→ The exercise: Tally up the lines carrying the string "React" and respond with only the resulting number.

→ Raw data:
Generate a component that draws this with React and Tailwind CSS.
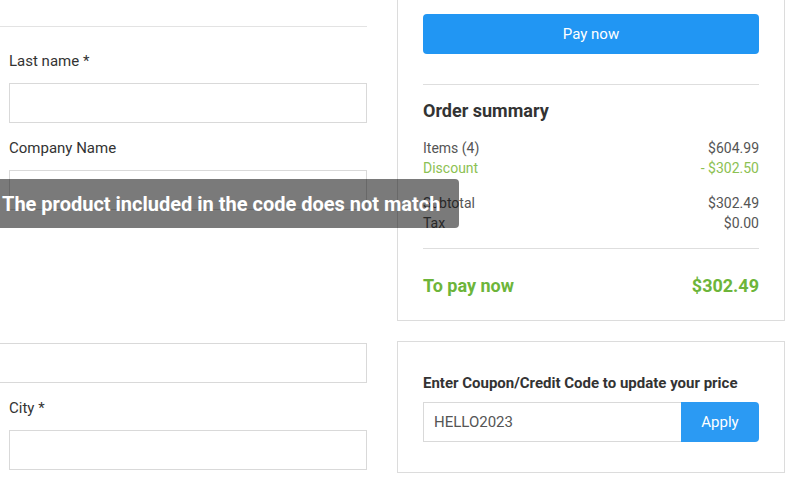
import React from "react";

function Field({ label, className = "" }) {
  return (
    <div className={className}>
      <div className="text-[15px] leading-[20px] text-[#333] pl-[9px]">{label}</div>
      <div className="mt-[12px] ml-[9px] h-[40px] border border-[#d9d9d9] bg-white" />
    </div>
  );
}

function Row({ l, r, green }) {
  return (
    <div className={`flex justify-between text-[14px] leading-[20px] ${green ? "text-[#8cc152]" : "text-[#555]"}`}>
      <span>{l}</span>
      <span>{r}</span>
    </div>
  );
}

export default function App() {
  return (
    <div className="relative w-[809px] h-[482px] overflow-hidden bg-white" style={{ fontFamily: "Roboto, 'Liberation Sans', sans-serif" }}>
      <div className="flex gap-[30px]">
        {/* left column */}
        <div className="w-[367px] shrink-0">
          <div className="h-[27px] border-b border-[#e3e3e3]" />
          <Field label="Last name *" className="mt-[24px]" />
          <Field label="Company Name" className="mt-[15px]" />
          <div className="mt-[133px] -ml-[20px] h-[40px] border border-[#d9d9d9] bg-white" />
          <Field label="City *" className="mt-[15px]" />
        </div>

        {/* right column */}
        <div className="w-[388px] shrink-0 flex flex-col gap-[20px]">
          <div className="-mt-[20px] border border-[#dcdcdc] px-[25px] pt-[33px] pb-[23px]">
            <button className="w-full h-[40px] rounded-[4px] bg-[#2196f3] text-white text-[15px]">Pay now</button>
            <div className="mt-[30px] border-t border-[#dedede]" />
            <div className="mt-[15px] text-[18px] leading-[22px] font-bold text-[#333]">Order summary</div>
            <div className="mt-[16px]">
              <Row l="Items (4)" r="$604.99" />
              <Row l="Discount" r="- $302.50" green />
            </div>
            <div className="mt-[15px]">
              <Row l="Subtotal" r="$302.49" />
              <Row l="Tax" r="$0.00" />
            </div>
            <div className="mt-[15px] border-t border-[#dedede]" />
            <div className="mt-[26px] flex justify-between text-[18px] leading-[22px] font-bold text-[#6db53a]">
              <span>To pay now</span>
              <span>$302.49</span>
            </div>
          </div>

          <div className="h-[132px] border border-[#dcdcdc] px-[25px] pt-[31px]">
            <div className="text-[15px] leading-[20px] font-bold text-[#333]">Enter Coupon/Credit Code to update your price</div>
            <div className="mt-[9px] flex h-[40px]">
              <div className="flex-1 border border-[#d9d9d9] border-r-0 flex items-center pl-[10px] text-[15px] text-[#555]">HELLO2023</div>
              <button className="w-[78px] rounded-r-[4px] bg-[#2b9af3] text-white text-[15px]">Apply</button>
            </div>
          </div>
        </div>
      </div>

      {/* toast */}
      <div className="absolute left-0 top-[179px] w-[459px] h-[49px] rounded-r-[4px] bg-[rgba(0,0,0,0.52)] flex items-center pl-[2px]">
        <span className="text-white text-[20px] font-bold whitespace-nowrap">The product included in the code does not match</span>
      </div>
    </div>
  );
}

→ The output: 2